Lucious (Terrence Howard) is becoming a better villain - what with the allusions to him being a vampire, to his continued monstrous treatment of his children at their lowest points. That scene in the limo -- in which he mocks Andre's (Trai Byers) mental health issues, Jamal for being gay and Hakeem (Bryshere Y. Gray) for being spoiled -- was cruel, sure, but also sets him up as the best kind of Devil: principled. He says, for the umpteenth time this season, that his children (and Cookie Taraji P. Henson) deride him for being a bloodthirsty beast while benefiting from all his evil enables. And he's not wrong.
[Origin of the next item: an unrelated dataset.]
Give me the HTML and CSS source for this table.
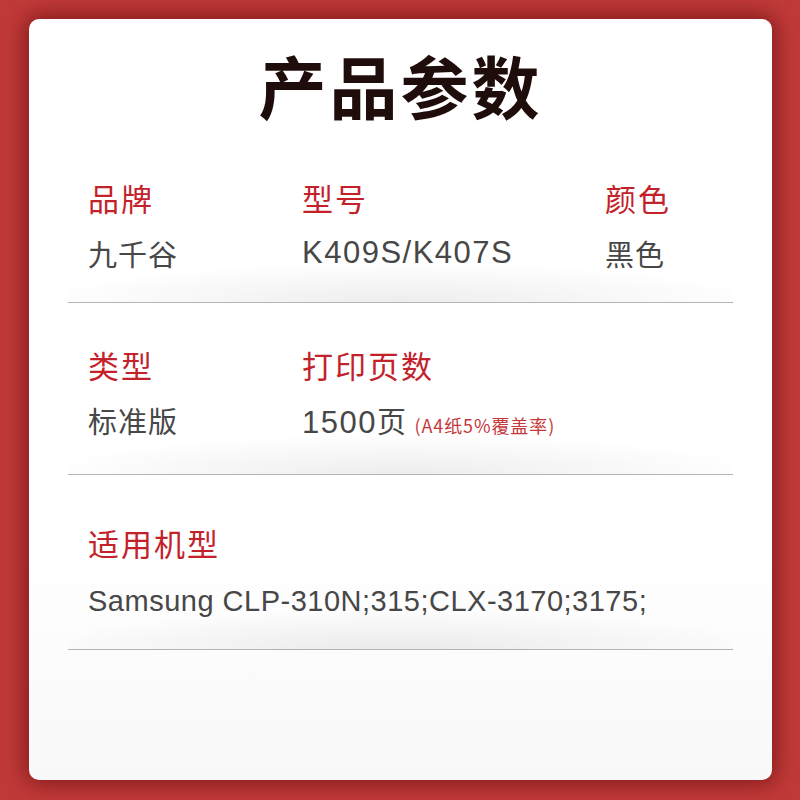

All their problems are in some way connected to how others perceive them yet none of them, for all the disgust they claim to have of Lucious, are willing to walk away from the luxury and privilege his deeds affords. Their hypocrisy makes their moral grandstanding moot.

Trai Byers, Jussie Smollett and Bryshere Gray in Empire

Lucious knows how to work his sons' weaknesses and lay traps for them like no other.


Empire promised that it would double down on the family story this season; it has, and it's working. Just when Jamal feels like he can trust Lucious -- making a deal to sing with Kitty in exchange for control over his album -- Lucious betrays him yet again by releasing his work. It's a dirty move, sure, but ultimately in the best interest of Empire and Jamal who'll end up getting a check. Andre, seething with anger over his father's insinuation that he's forgotten that he's black, comes to realize his entire experience with the police last week was a set up by Lucious' half-brother/FBI agent Tariq (Morocco Omari) and that his freedom could rely on giving up his father - the guy who keeps him shackled in golden handcuffs. Of course, implicit here is sons' primal desire for their fathers' acceptance and approval, a subconscious yearning Lucious exploits at every opportunity.

6 times Lucious Lyon reminded us he's basically the devil

Only Cookie seems to have figured out how to break the Lucious spell, firmly separating her heart from her pocketbook and stepping up to go to war with him over the business. To be honest, that story line sounded slightly trite and well-worn at the outset of the season but, it's still compelling. If anyone has a right to half it's her - having helped build it all and having served time in the clink for it too. Up until now, she's been just as much Iago as Lucious, having dismissed the stupid social norms most people abide by a long time ago. Now though, with Angelo Dubois (Taye Diggs) tempting her with good-natured deeds and his sexual chocolate, she may be making a 180. Her steering one of Angelo's kids away from hip-hop to go college says she's awake to the destruction Lucious causes at every turn. The codes of the street are starting to look less appealing.

Terrence Howard in Empire

Lucious is becoming a much better villain -- using principles and people's most vulnerable spots to get ahead.


What we have now is a program we all knew and once loved showing signs of a return to glory. And not a moment too soon either, with Peak TV entering Peak Blackness as a slate of very good majority Afro-American shows break viewing records (Luke Cage, Power) and wow critics (Atlanta.) Of course, there's a seat at the table for all of them but in this climate, the quiet ask has been for Empire to step its game up. So far, so good.

Empire airs Wednesdays at 9/8c on Fox.